It’s been a while since I wrote about how you can create a community for your users at KDE Community Forums. Today I’m happy to announce that the forum got, not one or two, but six new forums. Isn’t that incredible?

The KDevelop forum was the first to join. Here you can receive help for using the powerful KDevelop IDE, as well as help the developers, for example by sharing your screenshots.

The Kexi developers have been very active in the new Kexi forum, asking for user’s wishes and sorting out problems in the General Help subforum.

Soon Dolphin, the default KDE file manager, also got its own Dolphin forum. Before topics about Dolphin would be shattered around in the Other KDE Software and Workspace forums. We realized that the new Dolphin forum didn’t really fit in any of our existing categories, so the System & Utilities category was created.

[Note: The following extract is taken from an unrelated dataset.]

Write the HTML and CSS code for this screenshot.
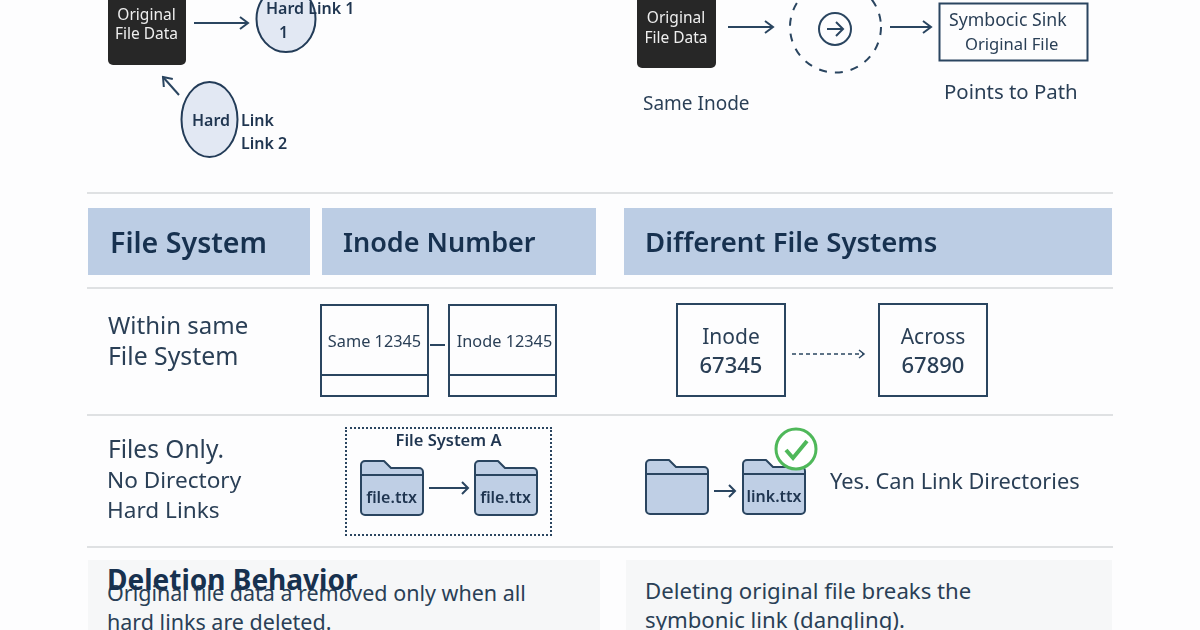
FILE: index.html
```html
<!DOCTYPE html>
<html lang="en">
<head>
<meta charset="utf-8">
<title>Hard Links and Symbolic Links</title>
<link rel="stylesheet" href="styles.css">
</head>
<body>
<main class="page">
  <section class="intro">
    <svg class="canvas" width="1026" height="192" viewBox="87 0 1026 192">
      <defs>
        <marker id="head" viewBox="0 0 12 14" refX="10" refY="7" markerWidth="12" markerHeight="14" markerUnits="userSpaceOnUse" orient="auto">
          <path class="head" d="M2 1l8 6-8 6"/>
        </marker>
      </defs>
      <path class="blk" d="M108 -6h78v66a5 5 0 0 1-5 5h-68a5 5 0 0 1-5-5z"/>
      <text class="t-white" x="146.500" y="19.500">Original</text>
      <text class="t-white" x="146.500" y="39">File Data</text>
      <line class="ln" x1="194" y1="23" x2="248" y2="23" marker-end="url(#head)"/>
      <ellipse class="oval" cx="286" cy="19" rx="29.500" ry="33"/>
      <text class="t-sb" x="266" y="14">Hard Link 1</text>
      <text class="t-sb" x="279" y="38">1</text>
      <ellipse class="oval" cx="209.500" cy="119.500" rx="28" ry="37.500"/>
      <text class="t-sb" x="192" y="126">Hard</text>
      <text class="t-sb" x="241" y="126">Link</text>
      <text class="t-sb" x="241" y="149">Link 2</text>
      <line class="ln" x1="179" y1="95" x2="163" y2="77" marker-end="url(#head)"/>

      <path class="blk" d="M637 -6h79v69a5 5 0 0 1-5 5h-69a5 5 0 0 1-5-5z"/>
      <text class="t-white" x="676" y="23">Original</text>
      <text class="t-white" x="676" y="43">File Data</text>
      <line class="ln" x1="728" y1="27" x2="773" y2="27" marker-end="url(#head)"/>
      <circle class="dash" cx="835.500" cy="27" r="45.500"/>
      <circle class="ln" cx="835" cy="29" r="16"/>
      <line class="ln" x1="827" y1="29" x2="843" y2="29"/>
      <path class="ln" d="M836 22l7 7-7 7"/>
      <line class="ln" x1="890" y1="27" x2="931" y2="27" marker-end="url(#head)"/>
      <rect class="ln" x="939.500" y="3.500" width="148" height="57"/>
      <text class="t-reg" x="949" y="26">Symbocic Sink</text>
      <text class="t-reg t-small" x="965" y="50">Original File</text>
      <text class="t-cap" x="944" y="99">Points to Path</text>
      <text class="t-cap-s" x="643" y="110">Same Inode</text>
    </svg>
  </section>

  <section class="heads">
    <h2 class="head-cell head-a">File System</h2>
    <h2 class="head-cell head-b">Inode Number</h2>
    <h2 class="head-cell head-c">Different File Systems</h2>
  </section>

  <section class="row row-inode">
    <p class="label">Within same<br><span class="wide">File System</span></p>
    <div class="pair">
      <div class="slot">
        <span class="slot-text">Same 12345</span>
        <span class="slot-foot"></span>
      </div>
      <span class="link"></span>
      <div class="slot">
        <span class="slot-text slot-shift">Inode 12345</span>
        <span class="slot-foot"></span>
      </div>
    </div>
    <div class="across">
      <div class="inode"><span>Inode</span><b>67345</b></div>
      <svg class="dots" width="92" height="14" viewBox="0 0 92 14">
        <line class="dot-line" x1="0" y1="7" x2="71" y2="7"/>
        <path class="ln thin" d="M67 3l5 4-5 4"/>
      </svg>
      <div class="inode"><span>Across</span><b>67890</b></div>
    </div>
  </section>

  <section class="row row-dirs">
    <p class="label label-dirs"><span class="first">Files Only.</span><br>No Directory<br>Hard Links</p>
    <div class="fs-box">
      <h3 class="fs-title">File System A</h3>
      <div class="fs-items">
        <div class="folder">
          <svg class="folder-art" width="64" height="56" viewBox="0 0 64 56"><path class="f-fill" d="M1 5a4 4 0 0 1 4-4h19l7 7h28a4 4 0 0 1 4 4v39a4 4 0 0 1-4 4H5a4 4 0 0 1-4-4z"/><path class="f-line" d="M1 15h62"/></svg>
          <span class="folder-name">file.ttx</span>
        </div>
        <svg width="42" height="14" viewBox="0 0 42 14"><path class="ln" d="M1 7h39M34 1l6 6-6 6"/></svg>
        <div class="folder">
          <svg class="folder-art" width="64" height="56" viewBox="0 0 64 56"><path class="f-fill" d="M1 5a4 4 0 0 1 4-4h19l7 7h28a4 4 0 0 1 4 4v39a4 4 0 0 1-4 4H5a4 4 0 0 1-4-4z"/><path class="f-line" d="M1 15h62"/></svg>
          <span class="folder-name">file.ttx</span>
        </div>
      </div>
    </div>
    <div class="dir-links">
      <div class="folder">
        <svg class="folder-art" width="64" height="56" viewBox="0 0 64 56"><path class="f-fill" d="M1 5a4 4 0 0 1 4-4h19l7 7h28a4 4 0 0 1 4 4v39a4 4 0 0 1-4 4H5a4 4 0 0 1-4-4z"/><path class="f-line" d="M1 15h62"/></svg>
      </div>
      <svg width="23" height="14" viewBox="0 0 23 14"><path class="ln" d="M0 7h21M15 1l6 6-6 6"/></svg>
      <div class="folder">
        <svg class="folder-art" width="64" height="56" viewBox="0 0 64 56"><path class="f-fill" d="M1 5a4 4 0 0 1 4-4h19l7 7h28a4 4 0 0 1 4 4v39a4 4 0 0 1-4 4H5a4 4 0 0 1-4-4z"/><path class="f-line" d="M1 15h62"/></svg>
        <span class="folder-name">link.ttx</span>
        <svg class="check" width="44" height="44" viewBox="0 0 44 44"><circle class="check-ring" cx="22" cy="22" r="20"/><path class="check-mark" d="M12 23l7 8 14-17"/></svg>
      </div>
      <p class="yes">Yes. Can Link Directories</p>
    </div>
  </section>

  <section class="notes">
    <div class="note note-a">
      <h2 class="note-title">Deletion Behavior</h2>
      <p class="note-text">Original file data a removed only when all<br>hard links are deleted.</p>
    </div>
    <div class="note note-b">
      <p class="note-text">Deleting original file breaks the<br>symbonic link (dangling).</p>
    </div>
  </section>
</main>
</body>
</html>
```
FILE: styles.css
```css
* { box-sizing: border-box; }
html, body { margin: 0; height: 630px; overflow: hidden; background: #fdfdfe; }
body { font-family: "Noto Sans", "Open Sans", sans-serif; color: #1f3550; }
h2, h3, p { margin: 0; }

.page { width: 1200px; height: 630px; padding: 0 87px; overflow: hidden; filter: blur(0.35px); }

/* Top diagram */
.intro { height: 194px; border-bottom: 2px solid #dfe1e3; }
.canvas { display: block; overflow: hidden; }
.blk { fill: #272727; }
.ln { fill: none; stroke: #2a4560; stroke-width: 2; }
.thin { stroke-width: 1.500; }
.head { fill: none; stroke: #2a4560; stroke-width: 2; }
.dash { fill: none; stroke: #2a4560; stroke-width: 2; stroke-dasharray: 8 8; }
.oval { fill: #e2e8f3; stroke: #233c58; stroke-width: 2; }
text { font-family: "Noto Sans", "Open Sans", sans-serif; fill: #1f3550; }
.t-white { font-size: 15.500px; fill: #eeeeee; text-anchor: middle; }
.t-sb { font-size: 16px; font-weight: 600; }
.t-reg { font-size: 17.700px; fill: #2a3f56; }
.t-small { font-size: 16.600px; }
.t-cap { font-size: 20.400px; fill: #2a3f56; }
.t-cap-s { font-size: 19px; fill: #2a3f56; }

/* Header row */
.heads {
  height: 95px;
  padding: 14px 1px 12px;
  display: grid;
  grid-template-columns: 222px 274px 460px;
  column-gap: 12px;
  border-bottom: 2px solid #dfe1e3;
}
.head-c { width: 488px; margin-left: 16px; }
.head-cell {
  display: flex;
  align-items: center;
  padding-left: 21px;
  background: #bccde4;
  font-size: 27.500px;
  font-weight: 600;
  color: #17314f;
}
.head-a { padding-left: 22px; font-size: 28.600px; }
.head-b { font-size: 27px; }

/* Body rows */
.row { display: grid; border-bottom: 2px solid #dfe1e3; }
.row-inode { height: 127px; padding-bottom: 3px; grid-template-columns: 233px 356px 1fr; align-items: center; }
.row-dirs { height: 132px; grid-template-columns: 258px 300px 1fr; align-items: center; }
.label { padding-left: 21px; margin-bottom: 20px; font-size: 24px; line-height: 31px; color: #2a3f56; }
.label .wide { font-size: 24.800px; }
.label-dirs { padding-left: 20px; margin-bottom: 3px; font-size: 22.600px; line-height: 30px; }
.label-dirs .first { margin-left: 1px; font-size: 24.500px; }

.pair { display: flex; align-items: center; }
.slot {
  width: 109px;
  height: 93px;
  display: flex;
  flex-direction: column;
  border: 2px solid #2a4560;
}
.slot-text { flex: 1; display: flex; align-items: center; justify-content: center; padding-top: 3px; font-size: 16.300px; color: #2a3f56; white-space: nowrap; }
.slot-shift { padding-left: 4px; }
.slot-foot { height: 21px; border-top: 2px solid #2a4560; }
.link { width: 15px; height: 2px; margin: 0 3px 11px 1px; background: #2a4560; }

.across { display: flex; align-items: center; }
.inode {
  width: 110px;
  height: 94px;
  display: flex;
  flex-direction: column;
  align-items: center;
  justify-content: center;
  border: 2px solid #2a4560;
  font-size: 21px;
  line-height: 28px;
  color: #2a3f56;
}
.inode b { font-size: 22px; font-weight: 500; }
.dots { flex: none; margin: 7px 0 0 6px; }
.dot-line { stroke: #2a4560; stroke-width: 1.500; stroke-dasharray: 4 3; }
.across .inode:last-child { margin-left: -6px; }

.fs-box {
  width: 207px;
  height: 109px;
  border: 2px dotted #2a4560;
  display: flex;
  flex-direction: column;
  align-items: center;
}
.fs-title { font-size: 16.500px; font-weight: 600; line-height: 22px; color: #1f3550; }
.fs-items { display: flex; align-items: center; gap: 4px; margin-top: 9px; }
.folder { position: relative; width: 64px; height: 56px; flex: none; }
.folder-art { display: block; }
.f-fill { fill: #bfcfe5; stroke: #2a4560; stroke-width: 2; stroke-linejoin: round; }
.f-line { fill: none; stroke: #2a4560; stroke-width: 2; }
.folder-name {
  position: absolute;
  left: 0;
  right: 0;
  top: 26px;
  text-align: center;
  font-size: 16px;
  line-height: 22px;
  font-weight: 600;
  color: #1f3550;
}
.check { position: absolute; left: 32px; top: -32px; }
.check-ring { fill: #ffffff; stroke: #4fb85a; stroke-width: 3; }
.check-mark { fill: none; stroke: #4fb85a; stroke-width: 4; }

.dir-links { display: flex; align-items: center; gap: 5px; }
.dir-links .folder { margin-top: 12px; }
.dir-links > svg { margin-top: 19px; }
.yes { margin: -2px 0 0 19px; font-size: 21.800px; white-space: nowrap; color: #2a3f56; }

/* Bottom notes */
.notes {
  height: 82px;
  padding: 12px 1px 0;
  display: grid;
  grid-template-columns: 512px 486px;
  column-gap: 26px;
}
.note { position: relative; padding: 18px 20px 0 19px; background: #f6f7f8; }
.note-b { padding-top: 16px; }
.note-title {
  position: absolute;
  left: 19px;
  top: 0;
  font-size: 28px;
  line-height: 38px;
  font-weight: 700;
  color: #17314f;
  white-space: nowrap;
}
.note-text { font-size: 21.500px; line-height: 29px; color: #2a3f56; white-space: nowrap; }
.note-b .note-text { font-size: 22.200px; }
```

Marble is the first application from the KDE Educational Project to join the forums, visit the Marble forum to take a look. Don’t forget hat you still can ask questions about the other KDE EDU applications in the Games & Education parent forum.

KDE Workspace Vision is a special kind of forum where users can discuss what they would like to see in their future workspace, see Dario’s post for more information. It differs from Brainstorm as you’re allowed to post and discuss complete visions, while only single concrete ideas are accepted in Brainstorm.

Finally, we have our newest addition, the Konsole forum. Like Dolphin, topics about Konsole used to be posted to different places in the forum. Now most of them have been moved to their new home.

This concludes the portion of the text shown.